▶ **Requirements**
Nothing in the data should change when you return it, but leave the pictures out.

* START Exercise material *

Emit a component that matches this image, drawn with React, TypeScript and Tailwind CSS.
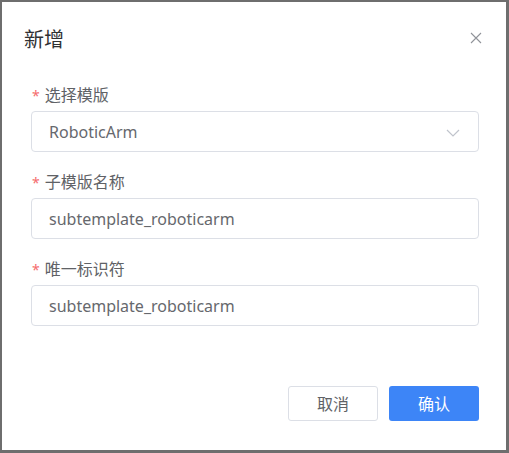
const FONT = { fontFamily: '"Noto Sans", "Noto Sans CJK SC", sans-serif' };

function Label({ text }: { text: string }) {
  return (
    <div className="flex items-center h-[22px] mb-[5px] text-[16px] text-[#606266]">
      <span className="text-[#f56c6c] text-[14px] mr-[5px] ml-[1px]">*</span>
      <span>{text}</span>
    </div>
  );
}

function TextInput({ value, select }: { value: string; select?: boolean }) {
  return (
    <div className="flex items-center justify-between h-[41px] border border-[#dcdfe6] rounded-[4px] px-[17px] text-[16px] text-[#66686d] bg-white">
      <span>{value}</span>
      {select && (
        <svg width="14" height="8" viewBox="0 0 14 8" fill="none" className="mr-[1px] mt-[3px]">
          <path d="M1 1l6 6 6-6" stroke="#c0c4cc" strokeWidth="1.2" />
        </svg>
      )}
    </div>
  );
}

export default function App() {
  return (
    <div className="w-[509px] h-[453px] bg-[#6e6e6e] pt-[2px] pl-[2px]" style={FONT}>
      <div className="w-[504px] h-[448px] bg-white flex flex-col">
        {/* Header */}
        <div className="flex items-center justify-between pt-[24px] pl-[22px] pr-[24px] h-[52px]">
          <span className="text-[20px] leading-[28px] text-[#303133]">新增</span>
          <svg width="12" height="12" viewBox="0 0 12 12" className="mt-[-4px]">
            <path d="M1 1l10 10M11 1L1 11" stroke="#909399" strokeWidth="1.1" />
          </svg>
        </div>

        {/* Form */}
        <div className="pl-[29px] pr-[27px] pt-[30px]">
          <div className="mb-[19px]">
            <Label text="选择模版" />
            <TextInput value="RoboticArm" select />
          </div>
          <div className="mb-[19px]">
            <Label text="子模版名称" />
            <TextInput value="subtemplate_roboticarm" />
          </div>
          <div>
            <Label text="唯一标识符" />
            <TextInput value="subtemplate_roboticarm" />
          </div>
        </div>

        {/* Footer */}
        <div className="flex justify-end gap-[11px] px-[27px] mt-[60px]">
          <button className="w-[90px] h-[35px] border border-[#dcdfe6] rounded-[3px] text-[16px] text-[#606266] bg-white">
            取消
          </button>
          <button className="w-[90px] h-[35px] rounded-[3px] text-[16px] text-white bg-[#3d85f7]">
            确认
          </button>
        </div>
      </div>
    </div>
  );
}
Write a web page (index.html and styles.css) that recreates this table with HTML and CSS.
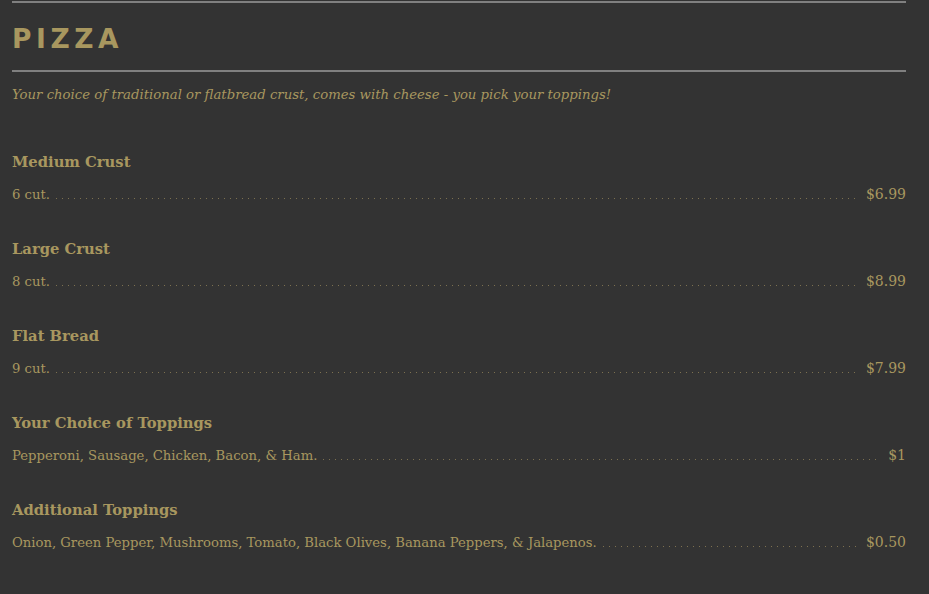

* END Exercise material *

▶ **Solution for this exercise**
Emit a component that matches this image, drawn with React, TypeScript and Tailwind CSS.
const FONT = { fontFamily: '"Noto Sans", "Noto Sans CJK SC", sans-serif' };

function Label({ text }: { text: string }) {
  return (
    <div className="flex items-center h-[22px] mb-[5px] text-[16px] text-[#606266]">
      <span className="text-[#f56c6c] text-[14px] mr-[5px] ml-[1px]">*</span>
      <span>{text}</span>
    </div>
  );
}

function TextInput({ value, select }: { value: string; select?: boolean }) {
  return (
    <div className="flex items-center justify-between h-[41px] border border-[#dcdfe6] rounded-[4px] px-[17px] text-[16px] text-[#66686d] bg-white">
      <span>{value}</span>
      {select && (
        <svg width="14" height="8" viewBox="0 0 14 8" fill="none" className="mr-[1px] mt-[3px]">
          <path d="M1 1l6 6 6-6" stroke="#c0c4cc" strokeWidth="1.2" />
        </svg>
      )}
    </div>
  );
}

export default function App() {
  return (
    <div className="w-[509px] h-[453px] bg-[#6e6e6e] pt-[2px] pl-[2px]" style={FONT}>
      <div className="w-[504px] h-[448px] bg-white flex flex-col">
        {/* Header */}
        <div className="flex items-center justify-between pt-[24px] pl-[22px] pr-[24px] h-[52px]">
          <span className="text-[20px] leading-[28px] text-[#303133]">新增</span>
          <svg width="12" height="12" viewBox="0 0 12 12" className="mt-[-4px]">
            <path d="M1 1l10 10M11 1L1 11" stroke="#909399" strokeWidth="1.1" />
          </svg>
        </div>

        {/* Form */}
        <div className="pl-[29px] pr-[27px] pt-[30px]">
          <div className="mb-[19px]">
            <Label text="选择模版" />
            <TextInput value="RoboticArm" select />
          </div>
          <div className="mb-[19px]">
            <Label text="子模版名称" />
            <TextInput value="subtemplate_roboticarm" />
          </div>
          <div>
            <Label text="唯一标识符" />
            <TextInput value="subtemplate_roboticarm" />
          </div>
        </div>

        {/* Footer */}
        <div className="flex justify-end gap-[11px] px-[27px] mt-[60px]">
          <button className="w-[90px] h-[35px] border border-[#dcdfe6] rounded-[3px] text-[16px] text-[#606266] bg-white">
            取消
          </button>
          <button className="w-[90px] h-[35px] rounded-[3px] text-[16px] text-white bg-[#3d85f7]">
            确认
          </button>
        </div>
      </div>
    </div>
  );
}
Write a web page (index.html and styles.css) that recreates this table with HTML and CSS.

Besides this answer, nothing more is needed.